## Exercise goal
From the records below, print only the part that opens with the line containing "Give me the React and" and closes with the line containing "const rows = Math.max(leftFields.length, rightFields.length);"; omit the pictures.

=== Data to process ===

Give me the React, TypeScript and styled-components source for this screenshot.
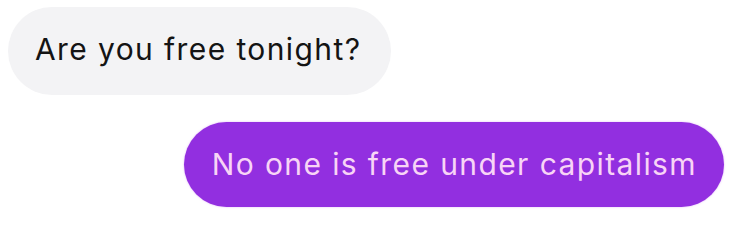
import React from "react";
import styled, { createGlobalStyle } from "styled-components";

const Global = createGlobalStyle`
  html, body { margin: 0; padding: 0; background: #ffffff; }
  body { width: 736px; height: 246px; overflow: hidden; }
`;

const Thread = styled.div`
  display: flex;
  flex-direction: column;
  width: 736px;
  height: 246px;
  box-sizing: border-box;
  padding: 7px 12px 0 8px;
  gap: 27px;
  font-family: Inter, "Liberation Sans", sans-serif;
`;

const Row = styled.div<{ $mine?: boolean }>`
  display: flex;
  justify-content: ${(p) => (p.$mine ? "flex-end" : "flex-start")};
`;

const Bubble = styled.div<{ $mine?: boolean }>`
  display: flex;
  align-items: center;
  box-sizing: border-box;
  height: ${(p) => (p.$mine ? "85px" : "88px")};
  padding: ${(p) => (p.$mine ? "0 27px 2px 28px" : "0 30px 4px 27px")};
  border-radius: 44px;
  background: ${(p) => (p.$mine ? "#922fe0" : "#f3f3f5")};
  color: ${(p) => (p.$mine ? "#f8d4f6" : "#141414")};
  font-size: 30px;
  letter-spacing: 1.4px;
  white-space: nowrap;
  box-shadow: ${(p) => (p.$mine ? "0 0 2px rgba(200,120,240,0.6)" : "none")};
`;

export default function App() {
  return (
    <>
      <Global />
      <Thread>
        <Row>
          <Bubble>Are you free tonight?</Bubble>
        </Row>
        <Row $mine>
          <Bubble $mine>No one is free under capitalism</Bubble>
        </Row>
      </Thread>
    </>
  );
}
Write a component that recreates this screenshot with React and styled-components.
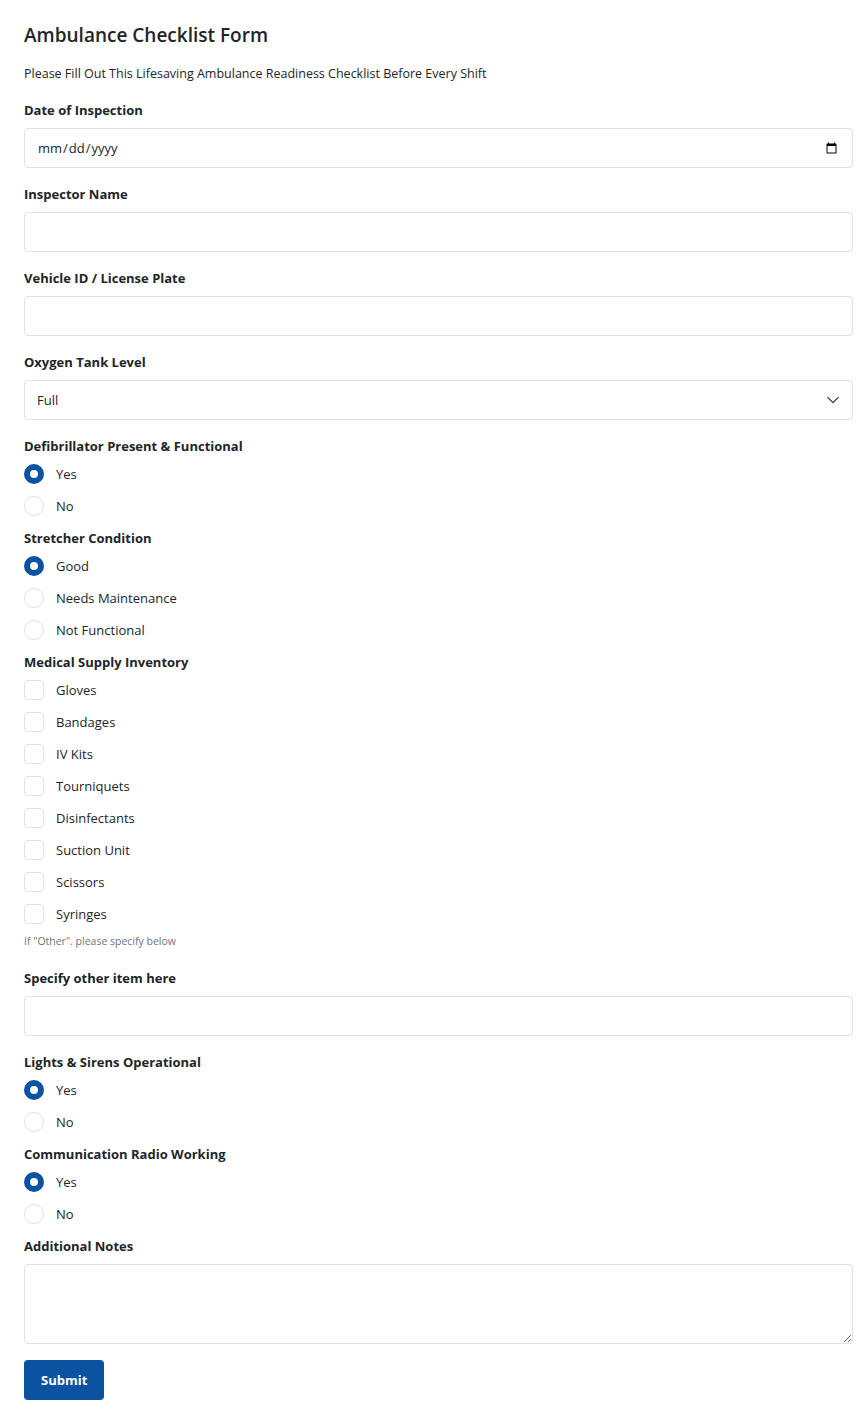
import styled, { createGlobalStyle } from 'styled-components';

const Global = createGlobalStyle`
  body { margin: 0; background: #fff; font-family: "Open Sans", "Noto Sans", sans-serif; color: #212529; }
  * { box-sizing: border-box; }
`;

const Page = styled.form`
  padding: 22px 13px 18px 24px;
`;

const Title = styled.h1`
  font-size: 19px;
  font-weight: 600;
  margin: 0 0 16px;
  line-height: 26px;
`;

const Sub = styled.p`
  font-size: 12.5px;
  margin: 0 0 16px;
  line-height: 20px;
`;

const Label = styled.div`
  font-size: 13px;
  font-weight: 700;
  line-height: 20px;
  margin-bottom: ${p => (p.$group ? '2px' : '8px')};
`;

const Field = styled.div`
  margin-bottom: ${p => (p.$tight ? '6px' : '16px')};
`;

const Input = styled.input`
  width: 100%;
  height: 40px;
  border: 1px solid #dee2e6;
  border-radius: 4px;
  padding: 0 12px;
  font: inherit;
  font-size: 13px;
  color: #212529;
`;

const Select = styled.div`
  height: 40px;
  border: 1px solid #dee2e6;
  border-radius: 4px;
  padding: 0 12px;
  font-size: 13px;
  display: flex;
  align-items: center;
  justify-content: space-between;
`;

const TextArea = styled.textarea`
  width: 100%;
  height: 80px;
  border: 1px solid #dee2e6;
  border-radius: 4px;
  display: block;
  font: inherit;
`;

const Option = styled.label`
  display: flex;
  align-items: center;
  gap: 12px;
  height: 32px;
  font-size: 13px;
`;

const Radio = styled.span`
  width: 20px;
  height: 20px;
  border-radius: 50%;
  border: ${p => (p.$on ? '6px solid #0b52a0' : '1px solid #dee2e6')};
  background: #fff;
`;

const Box = styled.span`
  width: 20px;
  height: 20px;
  border-radius: 4px;
  border: 1px solid #dee2e6;
`;

const Hint = styled.div`
  font-size: 10.5px;
  color: #6c757d;
  line-height: 14px;
  margin: 4px 0 20px;
`;

const Button = styled.button`
  background: #0b52a0;
  color: #fff;
  border: none;
  border-radius: 4px;
  height: 40px;
  padding: 0 17px;
  font: inherit;
  font-size: 13px;
  font-weight: 700;
`;

const RadioGroup = ({ label, options, on = 0 }) => (
  <Field $tight>
    <Label $group>{label}</Label>
    {options.map((o, i) => (
      <Option key={o}><Radio $on={i === on} />{o}</Option>
    ))}
  </Field>
);

const supplies = ['Gloves', 'Bandages', 'IV Kits', 'Tourniquets', 'Disinfectants', 'Suction Unit', 'Scissors', 'Syringes'];

export default function App() {
  return (
    <Page>
      <Global />
      <Title>Ambulance Checklist Form</Title>
      <Sub>Please Fill Out This Lifesaving Ambulance Readiness Checklist Before Every Shift</Sub>
      <Field>
        <Label>Date of Inspection</Label>
        <Input type="date" />
      </Field>
      <Field>
        <Label>Inspector Name</Label>
        <Input />
      </Field>
      <Field>
        <Label>Vehicle ID / License Plate</Label>
        <Input />
      </Field>
      <Field>
        <Label>Oxygen Tank Level</Label>
        <Select>
          Full
          <svg width="14" height="14" viewBox="0 0 16 16" fill="none" stroke="#343a40" strokeWidth="1.5" strokeLinecap="round" strokeLinejoin="round"><path d="M2 5l6 6 6-6" /></svg>
        </Select>
      </Field>
      <RadioGroup label="Defibrillator Present & Functional" options={['Yes', 'No']} />
      <RadioGroup label="Stretcher Condition" options={['Good', 'Needs Maintenance', 'Not Functional']} />
      <div>
        <Label $group>Medical Supply Inventory</Label>
        {supplies.map(s => (
          <Option key={s}><Box />{s}</Option>
        ))}
        <Hint>If "Other". please specify below</Hint>
      </div>
      <Field>
        <Label>Specify other item here</Label>
        <Input />
      </Field>
      <RadioGroup label="Lights & Sirens Operational" options={['Yes', 'No']} />
      <RadioGroup label="Communication Radio Working" options={['Yes', 'No']} />
      <Field>
        <Label>Additional Notes</Label>
        <TextArea />
      </Field>
      <Button type="button">Submit</Button>
    </Page>
  );
}
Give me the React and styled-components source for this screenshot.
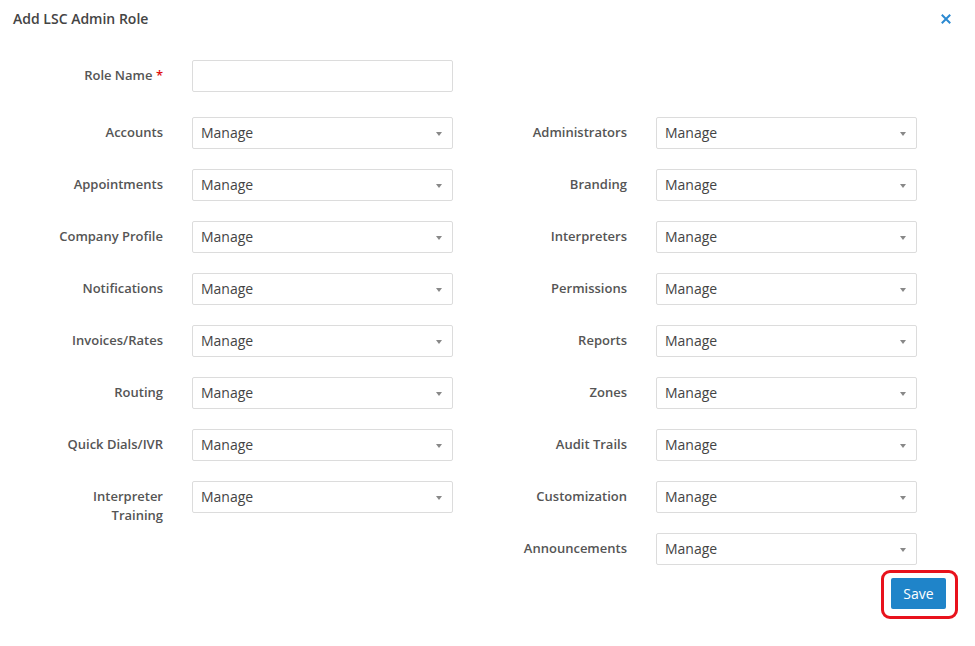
import React, { useState } from 'react';
import styled, { createGlobalStyle } from 'styled-components';

const GlobalStyle = createGlobalStyle`
  html, body {
    margin: 0;
    padding: 0;
    background: #fff;
    font-family: 'Open Sans', 'Liberation Sans', sans-serif;
  }
`;

const leftFields = [
  'Accounts',
  'Appointments',
  'Company Profile',
  'Notifications',
  'Invoices/Rates',
  'Routing',
  'Quick Dials/IVR',
  'Interpreter Training',
];

const rightFields = [
  'Administrators',
  'Branding',
  'Interpreters',
  'Permissions',
  'Reports',
  'Zones',
  'Audit Trails',
  'Customization',
  'Announcements',
];

const Field = ({ label }) =>
  label ? (
    <>
      <Label>{label}</Label>
      <Select>
        <span>Manage</span>
        <Caret />
      </Select>
    </>
  ) : (
    <>
      <span />
      <span />
    </>
  );

const App = () => {
  const [roleName, setRoleName] = useState('');
  const rows = Math.max(leftFields.length, rightFields.length);

  return (
    <>
      <GlobalStyle />
      <Modal>
        <Header>
          <Title>Add LSC Admin Role</Title>
          <CloseButton type='button' aria-label='Close'>
            <svg width='10' height='10' viewBox='0 0 10 10'>
              <path d='M1.5 1.5 L8.5 8.5 M8.5 1.5 L1.5 8.5' stroke='#2b89d1' strokeWidth='2' strokeLinecap='square' />
            </svg>
          </CloseButton>
        </Header>
        <Form>
          <RoleRow>
            <Label>
              Role Name <Required>*</Required>
            </Label>
            <TextInput value={roleName} onChange={(e) => setRoleName(e.target.value)} />
          </RoleRow>
          <Grid>
            {Array.from({ length: rows }).map((_, i) => (
              <React.Fragment key={i}>
                <Field label={leftFields[i]} />
                <Field label={rightFields[i]} />
              </React.Fragment>
            ))}
          </Grid>
          <Footer>
            <Highlight>
              <SaveButton type='button'>Save</SaveButton>
            </Highlight>
          </Footer>
        </Form>
      </Modal>
    </>
  );
};

const Modal = styled.div`
  width: 975px;
  height: 646px;
  box-sizing: border-box;
  padding: 9px 13px 0 13px;
  background: #fff;
`;

const Header = styled.div`
  display: flex;
  align-items: center;
  justify-content: space-between;
  height: 20px;
`;

const Title = styled.h4`
  margin: 0;
  font-size: 14px;
  font-weight: 600;
  color: #444;
  line-height: 20px;
`;

const CloseButton = styled.button`
  display: flex;
  align-items: center;
  justify-content: center;
  width: 20px;
  height: 20px;
  margin-right: 6px;
  padding: 0;
  border: none;
  background: none;
  cursor: pointer;
`;

const Form = styled.div`
  padding-top: 31px;
`;

const RoleRow = styled.div`
  display: grid;
  grid-template-columns: 150px 261px;
  grid-auto-rows: 32px;
  column-gap: 29px;
  margin-bottom: 25px;
`;

const Grid = styled.div`
  display: grid;
  grid-template-columns: 150px 261px 145px 261px;
  grid-auto-rows: 32px;
  column-gap: 29px;
  row-gap: 20px;
`;

const Label = styled.label`
  text-align: right;
  font-size: 13px;
  font-weight: 600;
  color: #555;
  line-height: 19px;
  padding-top: 6px;
  padding-left: 37px;
`;

const Required = styled.span`
  color: #e01010;
`;

const TextInput = styled.input`
  box-sizing: border-box;
  height: 32px;
  width: 100%;
  border: 1px solid #dcdcdc;
  border-radius: 2px;
  padding: 0 8px;
  font-family: inherit;
  font-size: 14px;
  outline: none;
`;

const Select = styled.div`
  box-sizing: border-box;
  height: 32px;
  display: flex;
  align-items: center;
  justify-content: space-between;
  padding: 0 10px 2px 8px;
  border: 1px solid #dcdcdc;
  border-radius: 2px;
  font-size: 14px;
  color: #444;
  background: #fff;
`;

const Caret = styled.span`
  width: 0;
  height: 0;
  border-left: 3.5px solid transparent;
  border-right: 3.5px solid transparent;
  border-top: 4px solid #888;
  margin-top: 4px;
`;

const Footer = styled.div`
  display: flex;
  justify-content: flex-end;
  padding-right: 4px;
  margin-top: 5px;
`;

const Highlight = styled.div`
  border: 3px solid #e8121c;
  border-radius: 9px;
  padding: 5px 9px 7px 7px;
`;

const SaveButton = styled.button`
  display: block;
  width: 55px;
  height: 31px;
  border: none;
  border-radius: 2px;
  background: #1f84c9;
  color: #fff;
  font-family: inherit;
  font-size: 14px;
  cursor: pointer;
`;

export default App;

===

## Completed exercise
Give me the React and styled-components source for this screenshot.
import React, { useState } from 'react';
import styled, { createGlobalStyle } from 'styled-components';

const GlobalStyle = createGlobalStyle`
  html, body {
    margin: 0;
    padding: 0;
    background: #fff;
    font-family: 'Open Sans', 'Liberation Sans', sans-serif;
  }
`;

const leftFields = [
  'Accounts',
  'Appointments',
  'Company Profile',
  'Notifications',
  'Invoices/Rates',
  'Routing',
  'Quick Dials/IVR',
  'Interpreter Training',
];

const rightFields = [
  'Administrators',
  'Branding',
  'Interpreters',
  'Permissions',
  'Reports',
  'Zones',
  'Audit Trails',
  'Customization',
  'Announcements',
];

const Field = ({ label }) =>
  label ? (
    <>
      <Label>{label}</Label>
      <Select>
        <span>Manage</span>
        <Caret />
      </Select>
    </>
  ) : (
    <>
      <span />
      <span />
    </>
  );

const App = () => {
  const [roleName, setRoleName] = useState('');
  const rows = Math.max(leftFields.length, rightFields.length);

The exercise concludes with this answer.